DATA LISTING ::

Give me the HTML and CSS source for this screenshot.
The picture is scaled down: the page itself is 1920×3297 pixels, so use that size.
* * *
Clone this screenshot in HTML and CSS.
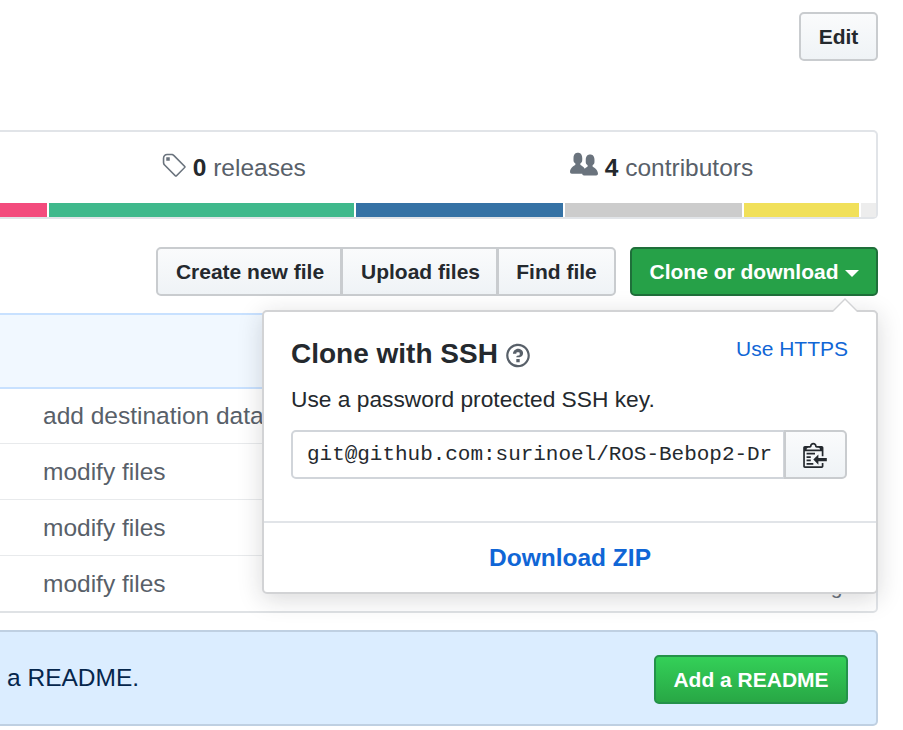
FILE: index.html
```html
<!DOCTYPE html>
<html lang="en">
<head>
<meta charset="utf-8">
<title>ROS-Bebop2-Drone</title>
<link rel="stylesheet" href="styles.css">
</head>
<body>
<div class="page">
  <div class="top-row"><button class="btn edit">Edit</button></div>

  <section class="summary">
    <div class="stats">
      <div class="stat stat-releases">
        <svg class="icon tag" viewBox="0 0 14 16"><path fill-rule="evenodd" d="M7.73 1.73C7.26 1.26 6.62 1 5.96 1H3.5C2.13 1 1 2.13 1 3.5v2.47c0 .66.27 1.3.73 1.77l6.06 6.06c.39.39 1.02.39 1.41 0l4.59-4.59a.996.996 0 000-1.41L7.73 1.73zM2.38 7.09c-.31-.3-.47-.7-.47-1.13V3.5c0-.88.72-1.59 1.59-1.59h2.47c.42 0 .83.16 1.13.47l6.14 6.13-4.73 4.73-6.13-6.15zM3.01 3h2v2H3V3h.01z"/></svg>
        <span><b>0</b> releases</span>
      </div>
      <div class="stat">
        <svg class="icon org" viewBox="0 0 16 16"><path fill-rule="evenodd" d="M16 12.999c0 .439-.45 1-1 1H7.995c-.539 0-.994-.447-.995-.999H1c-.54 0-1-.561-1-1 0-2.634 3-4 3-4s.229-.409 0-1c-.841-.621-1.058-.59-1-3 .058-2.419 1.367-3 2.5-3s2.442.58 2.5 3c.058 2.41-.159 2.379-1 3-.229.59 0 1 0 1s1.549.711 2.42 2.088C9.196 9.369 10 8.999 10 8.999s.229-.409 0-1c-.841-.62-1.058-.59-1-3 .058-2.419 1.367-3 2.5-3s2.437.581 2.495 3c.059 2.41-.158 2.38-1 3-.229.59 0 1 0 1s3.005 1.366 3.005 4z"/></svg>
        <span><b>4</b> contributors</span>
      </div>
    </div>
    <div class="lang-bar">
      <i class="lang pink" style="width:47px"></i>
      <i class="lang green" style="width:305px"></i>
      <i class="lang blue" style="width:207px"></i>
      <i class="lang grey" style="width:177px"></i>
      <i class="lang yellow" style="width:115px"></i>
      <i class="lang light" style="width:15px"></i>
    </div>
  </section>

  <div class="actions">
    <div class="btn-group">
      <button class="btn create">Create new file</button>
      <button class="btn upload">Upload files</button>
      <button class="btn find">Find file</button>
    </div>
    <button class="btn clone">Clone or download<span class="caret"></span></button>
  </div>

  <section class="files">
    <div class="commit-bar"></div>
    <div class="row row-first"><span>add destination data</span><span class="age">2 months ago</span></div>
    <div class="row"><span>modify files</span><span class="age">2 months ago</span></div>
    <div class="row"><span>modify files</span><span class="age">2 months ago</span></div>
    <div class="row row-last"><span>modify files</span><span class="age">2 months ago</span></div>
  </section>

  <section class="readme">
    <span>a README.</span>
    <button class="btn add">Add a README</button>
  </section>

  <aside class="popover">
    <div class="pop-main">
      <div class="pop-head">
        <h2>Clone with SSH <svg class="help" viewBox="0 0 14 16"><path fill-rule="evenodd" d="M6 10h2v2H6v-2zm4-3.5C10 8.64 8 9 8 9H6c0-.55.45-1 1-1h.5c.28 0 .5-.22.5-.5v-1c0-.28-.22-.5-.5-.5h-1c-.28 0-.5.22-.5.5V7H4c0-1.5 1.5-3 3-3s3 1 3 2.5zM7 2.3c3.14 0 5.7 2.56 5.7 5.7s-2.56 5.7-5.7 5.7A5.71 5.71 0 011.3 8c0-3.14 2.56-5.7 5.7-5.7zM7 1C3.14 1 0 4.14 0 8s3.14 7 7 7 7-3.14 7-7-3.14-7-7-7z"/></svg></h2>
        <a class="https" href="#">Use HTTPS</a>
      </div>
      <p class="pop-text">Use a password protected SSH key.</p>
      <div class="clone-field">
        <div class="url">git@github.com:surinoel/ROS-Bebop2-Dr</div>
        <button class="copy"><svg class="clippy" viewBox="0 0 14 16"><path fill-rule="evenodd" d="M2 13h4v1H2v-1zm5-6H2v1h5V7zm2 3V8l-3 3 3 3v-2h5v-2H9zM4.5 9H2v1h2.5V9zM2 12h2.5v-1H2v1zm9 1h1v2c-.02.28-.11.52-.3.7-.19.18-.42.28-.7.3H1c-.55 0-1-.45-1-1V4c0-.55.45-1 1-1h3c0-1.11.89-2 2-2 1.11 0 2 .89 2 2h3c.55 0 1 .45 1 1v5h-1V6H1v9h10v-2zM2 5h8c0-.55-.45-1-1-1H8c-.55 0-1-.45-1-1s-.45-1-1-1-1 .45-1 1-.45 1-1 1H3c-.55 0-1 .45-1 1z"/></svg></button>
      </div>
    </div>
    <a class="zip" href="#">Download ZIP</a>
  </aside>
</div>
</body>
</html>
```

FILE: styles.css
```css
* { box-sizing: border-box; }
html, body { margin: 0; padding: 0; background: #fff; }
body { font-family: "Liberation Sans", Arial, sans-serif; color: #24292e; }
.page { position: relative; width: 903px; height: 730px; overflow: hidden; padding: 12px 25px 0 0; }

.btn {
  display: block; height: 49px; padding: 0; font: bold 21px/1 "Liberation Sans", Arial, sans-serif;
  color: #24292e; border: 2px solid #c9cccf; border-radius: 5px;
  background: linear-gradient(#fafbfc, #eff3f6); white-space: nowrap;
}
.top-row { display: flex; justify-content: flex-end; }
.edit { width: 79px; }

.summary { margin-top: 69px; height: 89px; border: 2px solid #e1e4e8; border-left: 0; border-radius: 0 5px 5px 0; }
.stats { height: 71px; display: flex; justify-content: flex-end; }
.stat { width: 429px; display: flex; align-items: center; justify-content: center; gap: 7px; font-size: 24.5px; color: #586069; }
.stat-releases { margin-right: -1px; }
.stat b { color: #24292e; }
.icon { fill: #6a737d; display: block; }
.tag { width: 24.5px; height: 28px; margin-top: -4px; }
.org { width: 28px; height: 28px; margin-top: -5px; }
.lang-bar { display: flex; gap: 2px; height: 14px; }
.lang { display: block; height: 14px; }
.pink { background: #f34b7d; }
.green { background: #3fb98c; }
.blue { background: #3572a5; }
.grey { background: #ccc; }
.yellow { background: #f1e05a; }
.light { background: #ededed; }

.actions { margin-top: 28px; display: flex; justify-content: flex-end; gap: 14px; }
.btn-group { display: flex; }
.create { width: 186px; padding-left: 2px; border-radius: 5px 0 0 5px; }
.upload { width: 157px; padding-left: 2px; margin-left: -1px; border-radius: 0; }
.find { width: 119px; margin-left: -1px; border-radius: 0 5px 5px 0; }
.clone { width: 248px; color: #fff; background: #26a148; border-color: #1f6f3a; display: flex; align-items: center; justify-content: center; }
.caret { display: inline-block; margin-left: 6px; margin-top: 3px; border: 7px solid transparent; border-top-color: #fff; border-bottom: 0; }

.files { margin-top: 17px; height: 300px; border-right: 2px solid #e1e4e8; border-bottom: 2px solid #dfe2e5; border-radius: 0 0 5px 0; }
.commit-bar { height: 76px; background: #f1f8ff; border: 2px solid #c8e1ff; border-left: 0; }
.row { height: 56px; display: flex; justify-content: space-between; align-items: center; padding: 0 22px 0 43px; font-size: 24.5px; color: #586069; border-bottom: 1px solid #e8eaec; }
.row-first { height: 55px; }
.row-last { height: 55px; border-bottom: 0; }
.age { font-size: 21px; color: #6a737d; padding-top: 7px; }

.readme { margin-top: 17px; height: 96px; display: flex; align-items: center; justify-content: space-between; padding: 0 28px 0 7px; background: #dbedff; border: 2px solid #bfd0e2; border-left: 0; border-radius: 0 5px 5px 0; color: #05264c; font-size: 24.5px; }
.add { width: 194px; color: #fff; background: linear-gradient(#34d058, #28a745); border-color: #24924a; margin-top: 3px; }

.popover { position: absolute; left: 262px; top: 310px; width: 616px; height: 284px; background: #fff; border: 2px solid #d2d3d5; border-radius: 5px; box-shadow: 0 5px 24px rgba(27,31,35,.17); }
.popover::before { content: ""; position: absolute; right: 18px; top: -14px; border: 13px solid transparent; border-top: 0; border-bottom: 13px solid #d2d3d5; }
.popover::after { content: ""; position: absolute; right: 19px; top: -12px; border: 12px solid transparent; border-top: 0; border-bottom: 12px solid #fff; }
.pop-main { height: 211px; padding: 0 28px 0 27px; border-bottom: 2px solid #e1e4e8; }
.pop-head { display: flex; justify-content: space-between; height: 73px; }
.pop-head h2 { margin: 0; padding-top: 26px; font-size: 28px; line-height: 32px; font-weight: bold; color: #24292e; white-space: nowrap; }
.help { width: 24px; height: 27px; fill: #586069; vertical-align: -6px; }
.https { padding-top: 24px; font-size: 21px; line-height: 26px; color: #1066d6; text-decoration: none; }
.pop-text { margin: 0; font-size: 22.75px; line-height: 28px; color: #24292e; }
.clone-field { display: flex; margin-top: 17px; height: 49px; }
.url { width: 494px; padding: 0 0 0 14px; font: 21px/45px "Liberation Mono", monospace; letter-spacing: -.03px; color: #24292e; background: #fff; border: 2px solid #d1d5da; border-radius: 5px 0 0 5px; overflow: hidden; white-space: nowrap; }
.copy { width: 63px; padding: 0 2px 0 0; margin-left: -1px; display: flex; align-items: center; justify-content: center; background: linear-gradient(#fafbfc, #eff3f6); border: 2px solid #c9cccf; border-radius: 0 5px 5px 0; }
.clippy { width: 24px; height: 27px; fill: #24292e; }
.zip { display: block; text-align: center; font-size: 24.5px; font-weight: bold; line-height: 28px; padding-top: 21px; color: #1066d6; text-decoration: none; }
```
--
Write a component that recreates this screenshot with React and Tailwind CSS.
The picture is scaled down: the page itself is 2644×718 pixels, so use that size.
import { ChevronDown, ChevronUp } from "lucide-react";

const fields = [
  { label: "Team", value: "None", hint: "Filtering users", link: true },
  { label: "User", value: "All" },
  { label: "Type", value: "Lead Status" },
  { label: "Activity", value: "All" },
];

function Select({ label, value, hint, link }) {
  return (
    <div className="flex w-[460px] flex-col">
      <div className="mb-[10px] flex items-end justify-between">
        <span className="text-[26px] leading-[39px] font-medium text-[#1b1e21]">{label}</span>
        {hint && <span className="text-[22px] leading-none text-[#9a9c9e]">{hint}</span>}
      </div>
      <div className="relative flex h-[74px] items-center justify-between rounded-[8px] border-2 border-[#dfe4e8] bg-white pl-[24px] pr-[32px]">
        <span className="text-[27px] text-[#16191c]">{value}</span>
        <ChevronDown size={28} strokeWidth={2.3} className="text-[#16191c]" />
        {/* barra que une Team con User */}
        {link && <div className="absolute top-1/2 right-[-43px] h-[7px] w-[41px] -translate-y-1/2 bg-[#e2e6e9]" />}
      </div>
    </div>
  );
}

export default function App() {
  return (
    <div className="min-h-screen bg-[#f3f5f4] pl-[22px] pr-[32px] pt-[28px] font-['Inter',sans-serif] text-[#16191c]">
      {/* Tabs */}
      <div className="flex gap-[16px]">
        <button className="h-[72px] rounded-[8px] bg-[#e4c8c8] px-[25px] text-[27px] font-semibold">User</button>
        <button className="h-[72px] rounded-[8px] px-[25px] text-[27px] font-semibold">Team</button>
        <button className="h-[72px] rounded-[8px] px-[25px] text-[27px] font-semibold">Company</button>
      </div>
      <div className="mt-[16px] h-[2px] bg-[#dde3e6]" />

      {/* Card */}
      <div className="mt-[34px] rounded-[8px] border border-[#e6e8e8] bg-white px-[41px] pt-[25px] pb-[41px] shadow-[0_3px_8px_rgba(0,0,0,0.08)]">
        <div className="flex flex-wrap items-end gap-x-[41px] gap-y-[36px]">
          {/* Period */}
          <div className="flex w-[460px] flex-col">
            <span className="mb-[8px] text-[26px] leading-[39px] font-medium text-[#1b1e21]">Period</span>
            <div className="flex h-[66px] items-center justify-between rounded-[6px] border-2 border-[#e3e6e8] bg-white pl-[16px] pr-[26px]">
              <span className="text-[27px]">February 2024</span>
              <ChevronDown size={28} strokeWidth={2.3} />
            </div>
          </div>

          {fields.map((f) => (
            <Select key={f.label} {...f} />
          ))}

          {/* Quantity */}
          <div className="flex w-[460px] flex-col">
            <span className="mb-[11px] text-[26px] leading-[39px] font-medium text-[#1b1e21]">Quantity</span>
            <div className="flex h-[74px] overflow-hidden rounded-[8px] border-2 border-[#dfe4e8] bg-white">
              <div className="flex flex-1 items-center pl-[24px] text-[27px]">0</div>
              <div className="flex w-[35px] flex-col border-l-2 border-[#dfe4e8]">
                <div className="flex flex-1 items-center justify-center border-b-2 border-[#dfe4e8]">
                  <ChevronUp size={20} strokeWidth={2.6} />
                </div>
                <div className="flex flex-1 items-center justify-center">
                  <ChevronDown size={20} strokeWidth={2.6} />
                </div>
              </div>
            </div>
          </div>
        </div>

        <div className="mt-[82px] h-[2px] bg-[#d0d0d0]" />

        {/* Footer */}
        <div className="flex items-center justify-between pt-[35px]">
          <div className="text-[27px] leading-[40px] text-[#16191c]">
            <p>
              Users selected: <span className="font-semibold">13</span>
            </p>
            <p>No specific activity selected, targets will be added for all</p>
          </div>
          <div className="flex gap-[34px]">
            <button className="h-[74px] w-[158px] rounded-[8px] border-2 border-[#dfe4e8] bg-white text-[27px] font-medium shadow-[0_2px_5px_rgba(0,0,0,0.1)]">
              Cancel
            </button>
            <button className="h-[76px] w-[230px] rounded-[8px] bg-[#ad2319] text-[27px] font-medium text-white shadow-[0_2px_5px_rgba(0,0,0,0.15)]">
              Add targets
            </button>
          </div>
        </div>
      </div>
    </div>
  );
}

TASK GOAL :: In the lines above, find each one with "scaled" and list it.

WRITTEN SOLUTION ::
The picture is scaled down: the page itself is 1920×3297 pixels, so use that size.
The picture is scaled down: the page itself is 2644×718 pixels, so use that size.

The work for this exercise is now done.